Meu filho vai até a cabeceira e pergunta o título do livro que estou lendo. Eu digo para ele tentar descobrir sozinho. Sem grandes dificuldades, ele descobre que o livro se chama O homem que amava os cachorros. Você também gosta de cachorros, Pedro? Então, diz aí qual é o nome do nosso vira-lata. C-I-S-C-O.

No domingo retrasado, Pedro ficou triste porque o Palmeiras perdeu para o Santos na final do Campeonato Paulista. Há muito tempo eu não ligo para futebol, esse esporte em que quase todos os lances dão errado, principalmente os lances fora de campo. Mas no domingo eu me vi torcendo como um louco para o Palmeiras. Só que o time não colaborou – e o Pedro ficou triste. Além de aprender a ler, Pedro está entendendo que o mundo não é feito só de alegrias e vitórias. D-O-R.

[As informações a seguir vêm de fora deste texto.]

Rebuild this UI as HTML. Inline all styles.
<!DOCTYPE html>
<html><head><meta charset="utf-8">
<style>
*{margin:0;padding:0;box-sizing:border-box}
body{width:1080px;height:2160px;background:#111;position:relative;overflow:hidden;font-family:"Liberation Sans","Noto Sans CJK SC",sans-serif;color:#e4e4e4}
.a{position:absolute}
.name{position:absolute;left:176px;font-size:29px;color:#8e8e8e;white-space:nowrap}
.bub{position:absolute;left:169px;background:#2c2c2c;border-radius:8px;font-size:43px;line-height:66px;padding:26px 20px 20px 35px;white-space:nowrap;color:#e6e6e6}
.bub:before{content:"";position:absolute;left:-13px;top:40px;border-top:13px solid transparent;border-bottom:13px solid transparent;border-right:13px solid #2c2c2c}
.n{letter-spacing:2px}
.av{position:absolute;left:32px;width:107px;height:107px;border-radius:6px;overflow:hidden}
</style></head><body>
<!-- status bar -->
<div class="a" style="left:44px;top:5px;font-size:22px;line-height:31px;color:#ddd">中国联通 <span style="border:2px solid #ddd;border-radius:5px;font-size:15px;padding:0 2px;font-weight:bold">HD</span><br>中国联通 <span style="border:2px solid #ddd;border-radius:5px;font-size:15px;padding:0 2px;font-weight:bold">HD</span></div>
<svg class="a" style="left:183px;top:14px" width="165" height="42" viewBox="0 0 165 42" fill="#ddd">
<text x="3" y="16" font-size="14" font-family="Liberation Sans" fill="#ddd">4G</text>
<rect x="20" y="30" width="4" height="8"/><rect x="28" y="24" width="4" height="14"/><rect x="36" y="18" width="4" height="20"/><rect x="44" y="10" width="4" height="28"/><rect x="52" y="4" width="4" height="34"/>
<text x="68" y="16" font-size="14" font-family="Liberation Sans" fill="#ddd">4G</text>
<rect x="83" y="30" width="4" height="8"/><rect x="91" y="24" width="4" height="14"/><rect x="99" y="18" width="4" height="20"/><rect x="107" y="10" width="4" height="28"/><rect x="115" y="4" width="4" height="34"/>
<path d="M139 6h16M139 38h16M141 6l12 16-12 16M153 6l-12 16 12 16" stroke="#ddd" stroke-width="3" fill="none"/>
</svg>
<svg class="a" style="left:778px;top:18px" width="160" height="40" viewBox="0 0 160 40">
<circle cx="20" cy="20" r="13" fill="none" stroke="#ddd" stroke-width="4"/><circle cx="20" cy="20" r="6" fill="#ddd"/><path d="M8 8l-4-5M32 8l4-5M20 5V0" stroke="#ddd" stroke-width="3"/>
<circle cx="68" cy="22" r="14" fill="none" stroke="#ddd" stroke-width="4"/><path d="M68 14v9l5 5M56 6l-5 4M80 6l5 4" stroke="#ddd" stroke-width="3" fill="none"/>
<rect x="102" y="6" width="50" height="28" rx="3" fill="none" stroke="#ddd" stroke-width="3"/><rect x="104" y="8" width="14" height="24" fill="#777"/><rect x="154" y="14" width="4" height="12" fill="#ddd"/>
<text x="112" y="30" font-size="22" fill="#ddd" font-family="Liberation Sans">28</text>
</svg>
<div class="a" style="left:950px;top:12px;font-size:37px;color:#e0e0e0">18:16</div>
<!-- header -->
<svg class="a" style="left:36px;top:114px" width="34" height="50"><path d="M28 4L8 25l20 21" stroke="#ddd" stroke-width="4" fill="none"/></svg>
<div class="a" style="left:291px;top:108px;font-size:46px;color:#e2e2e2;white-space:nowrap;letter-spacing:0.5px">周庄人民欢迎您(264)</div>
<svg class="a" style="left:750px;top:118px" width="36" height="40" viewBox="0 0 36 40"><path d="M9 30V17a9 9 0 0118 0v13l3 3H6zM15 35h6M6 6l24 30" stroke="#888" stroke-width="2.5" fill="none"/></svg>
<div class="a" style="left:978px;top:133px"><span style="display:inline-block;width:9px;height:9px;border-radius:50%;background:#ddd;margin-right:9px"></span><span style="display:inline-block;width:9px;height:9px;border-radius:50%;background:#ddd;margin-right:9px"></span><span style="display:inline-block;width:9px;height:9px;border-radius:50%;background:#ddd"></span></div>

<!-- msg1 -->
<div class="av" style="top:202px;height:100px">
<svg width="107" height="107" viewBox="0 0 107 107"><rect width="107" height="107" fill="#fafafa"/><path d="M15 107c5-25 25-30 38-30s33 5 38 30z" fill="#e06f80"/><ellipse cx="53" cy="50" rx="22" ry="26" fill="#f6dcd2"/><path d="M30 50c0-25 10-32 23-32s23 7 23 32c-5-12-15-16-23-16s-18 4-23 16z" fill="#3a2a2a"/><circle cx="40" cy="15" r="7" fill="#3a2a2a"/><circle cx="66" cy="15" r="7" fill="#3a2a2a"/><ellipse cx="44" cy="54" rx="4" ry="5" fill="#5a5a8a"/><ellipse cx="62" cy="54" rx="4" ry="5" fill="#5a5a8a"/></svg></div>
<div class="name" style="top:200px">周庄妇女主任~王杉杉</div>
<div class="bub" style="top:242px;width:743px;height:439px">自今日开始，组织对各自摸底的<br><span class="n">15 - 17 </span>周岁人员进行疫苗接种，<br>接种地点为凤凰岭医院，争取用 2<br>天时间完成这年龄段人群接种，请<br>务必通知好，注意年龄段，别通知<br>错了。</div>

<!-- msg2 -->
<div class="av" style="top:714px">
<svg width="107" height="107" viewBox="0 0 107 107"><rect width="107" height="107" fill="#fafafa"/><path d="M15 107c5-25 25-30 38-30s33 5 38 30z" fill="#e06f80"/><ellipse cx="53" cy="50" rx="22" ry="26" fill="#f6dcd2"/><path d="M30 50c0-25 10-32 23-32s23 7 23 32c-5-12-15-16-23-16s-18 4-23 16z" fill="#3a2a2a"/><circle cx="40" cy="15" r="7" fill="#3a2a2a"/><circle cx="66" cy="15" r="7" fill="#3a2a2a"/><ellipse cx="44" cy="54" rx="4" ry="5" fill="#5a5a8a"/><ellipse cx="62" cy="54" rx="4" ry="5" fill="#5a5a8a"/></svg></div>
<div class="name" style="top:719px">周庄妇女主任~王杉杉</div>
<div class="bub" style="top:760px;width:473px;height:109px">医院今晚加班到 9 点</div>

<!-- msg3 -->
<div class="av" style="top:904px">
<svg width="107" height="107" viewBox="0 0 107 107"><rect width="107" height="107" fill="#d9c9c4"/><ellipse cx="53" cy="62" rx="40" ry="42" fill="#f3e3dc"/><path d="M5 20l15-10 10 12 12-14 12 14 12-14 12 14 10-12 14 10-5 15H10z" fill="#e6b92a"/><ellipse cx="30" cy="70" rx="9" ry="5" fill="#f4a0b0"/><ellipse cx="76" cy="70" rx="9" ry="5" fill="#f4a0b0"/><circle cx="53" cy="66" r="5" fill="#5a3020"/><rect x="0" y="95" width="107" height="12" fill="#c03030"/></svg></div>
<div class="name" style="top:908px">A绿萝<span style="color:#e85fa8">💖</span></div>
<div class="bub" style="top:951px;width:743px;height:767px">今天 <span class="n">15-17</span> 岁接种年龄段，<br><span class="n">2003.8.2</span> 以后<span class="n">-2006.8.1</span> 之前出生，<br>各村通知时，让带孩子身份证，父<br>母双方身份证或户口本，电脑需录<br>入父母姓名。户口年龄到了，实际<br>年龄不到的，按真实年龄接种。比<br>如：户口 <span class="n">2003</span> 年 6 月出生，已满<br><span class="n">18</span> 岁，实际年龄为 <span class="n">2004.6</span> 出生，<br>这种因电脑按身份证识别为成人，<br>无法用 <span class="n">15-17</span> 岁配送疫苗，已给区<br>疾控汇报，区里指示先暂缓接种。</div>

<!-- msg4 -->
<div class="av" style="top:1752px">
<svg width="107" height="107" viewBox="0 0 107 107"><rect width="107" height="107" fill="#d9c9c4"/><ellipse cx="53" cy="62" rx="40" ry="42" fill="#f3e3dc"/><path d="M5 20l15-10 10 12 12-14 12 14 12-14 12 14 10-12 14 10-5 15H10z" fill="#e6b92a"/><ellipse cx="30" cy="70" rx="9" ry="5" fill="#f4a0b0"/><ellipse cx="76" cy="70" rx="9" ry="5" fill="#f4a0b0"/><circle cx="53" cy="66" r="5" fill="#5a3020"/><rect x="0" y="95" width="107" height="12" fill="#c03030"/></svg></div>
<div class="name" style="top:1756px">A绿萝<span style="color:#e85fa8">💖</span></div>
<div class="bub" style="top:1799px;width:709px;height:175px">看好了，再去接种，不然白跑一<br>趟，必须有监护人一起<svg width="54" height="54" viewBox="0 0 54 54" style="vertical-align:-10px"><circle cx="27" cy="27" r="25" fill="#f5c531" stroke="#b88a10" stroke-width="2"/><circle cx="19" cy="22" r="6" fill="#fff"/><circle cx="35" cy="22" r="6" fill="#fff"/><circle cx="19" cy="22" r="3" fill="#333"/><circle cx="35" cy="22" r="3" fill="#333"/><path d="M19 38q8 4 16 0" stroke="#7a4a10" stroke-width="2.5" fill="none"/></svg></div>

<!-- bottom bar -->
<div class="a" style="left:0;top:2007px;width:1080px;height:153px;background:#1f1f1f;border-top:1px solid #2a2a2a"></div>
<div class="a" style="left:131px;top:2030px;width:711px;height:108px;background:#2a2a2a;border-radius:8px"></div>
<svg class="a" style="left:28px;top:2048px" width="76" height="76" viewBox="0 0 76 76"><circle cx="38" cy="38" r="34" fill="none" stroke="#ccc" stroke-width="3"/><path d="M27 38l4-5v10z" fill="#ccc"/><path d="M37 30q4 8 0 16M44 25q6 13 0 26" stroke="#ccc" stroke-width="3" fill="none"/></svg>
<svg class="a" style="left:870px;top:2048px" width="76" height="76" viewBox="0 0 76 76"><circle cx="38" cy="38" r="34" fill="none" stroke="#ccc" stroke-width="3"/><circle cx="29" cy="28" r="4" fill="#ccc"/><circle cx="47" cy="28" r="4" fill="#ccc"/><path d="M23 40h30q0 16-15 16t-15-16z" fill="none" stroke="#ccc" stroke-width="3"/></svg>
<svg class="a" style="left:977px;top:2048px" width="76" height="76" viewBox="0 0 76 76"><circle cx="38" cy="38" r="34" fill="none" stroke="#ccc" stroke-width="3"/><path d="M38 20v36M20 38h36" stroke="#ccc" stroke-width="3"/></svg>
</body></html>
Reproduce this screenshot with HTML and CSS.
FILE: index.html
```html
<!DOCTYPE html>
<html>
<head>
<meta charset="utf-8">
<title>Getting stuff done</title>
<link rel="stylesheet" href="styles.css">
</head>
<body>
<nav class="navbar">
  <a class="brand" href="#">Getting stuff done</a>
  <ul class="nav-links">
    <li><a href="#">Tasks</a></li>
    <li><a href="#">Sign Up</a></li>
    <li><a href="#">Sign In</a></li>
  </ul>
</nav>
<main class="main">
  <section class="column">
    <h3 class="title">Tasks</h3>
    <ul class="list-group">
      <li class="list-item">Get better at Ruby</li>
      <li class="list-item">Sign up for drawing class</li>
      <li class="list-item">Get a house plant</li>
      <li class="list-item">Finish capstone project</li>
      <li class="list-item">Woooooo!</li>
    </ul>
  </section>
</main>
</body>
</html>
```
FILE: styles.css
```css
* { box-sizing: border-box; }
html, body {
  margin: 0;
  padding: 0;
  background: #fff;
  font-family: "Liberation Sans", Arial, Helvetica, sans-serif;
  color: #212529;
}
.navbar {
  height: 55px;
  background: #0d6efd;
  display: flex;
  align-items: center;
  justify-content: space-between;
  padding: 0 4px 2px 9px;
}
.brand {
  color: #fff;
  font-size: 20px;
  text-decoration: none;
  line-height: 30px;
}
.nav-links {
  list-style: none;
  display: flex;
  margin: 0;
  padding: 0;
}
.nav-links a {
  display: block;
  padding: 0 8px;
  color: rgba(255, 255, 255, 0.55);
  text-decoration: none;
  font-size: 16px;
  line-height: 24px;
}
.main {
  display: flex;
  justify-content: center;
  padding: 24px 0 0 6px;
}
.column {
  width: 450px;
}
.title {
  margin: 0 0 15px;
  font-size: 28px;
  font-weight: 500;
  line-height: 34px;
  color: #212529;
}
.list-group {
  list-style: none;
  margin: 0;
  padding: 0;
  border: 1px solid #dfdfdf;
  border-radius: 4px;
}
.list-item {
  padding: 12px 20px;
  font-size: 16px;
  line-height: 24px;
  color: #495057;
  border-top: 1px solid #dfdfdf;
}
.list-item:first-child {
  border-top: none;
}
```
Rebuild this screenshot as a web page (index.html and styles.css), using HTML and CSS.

Aquela estrelona que faz o dia ser dia? S-O-L. Aquele objeto luminoso que brilha à noite? L-U-A. O maior super-herói de todos os tempos? J-E-S-U-S. A mãe dele? M-A-R-I-A.

Não sei se Pedro vai seguir o ofício de escritor. Mas peço a Deus que ele jamais perca esse entusiasmo por descobrir a relação entre os nomes e as coisas, os símbolos e a vida, as versões e a verdade. São João diz: “No princípio era o Verbo, e o Verbo estava em Deus, e o Verbo era Deus”. Que você continue formando palavras, meu filho, e que essas palavras vençam o tempo, e que no fim você possa definir a sua vida com apenas quatro letras: A-M-O-R.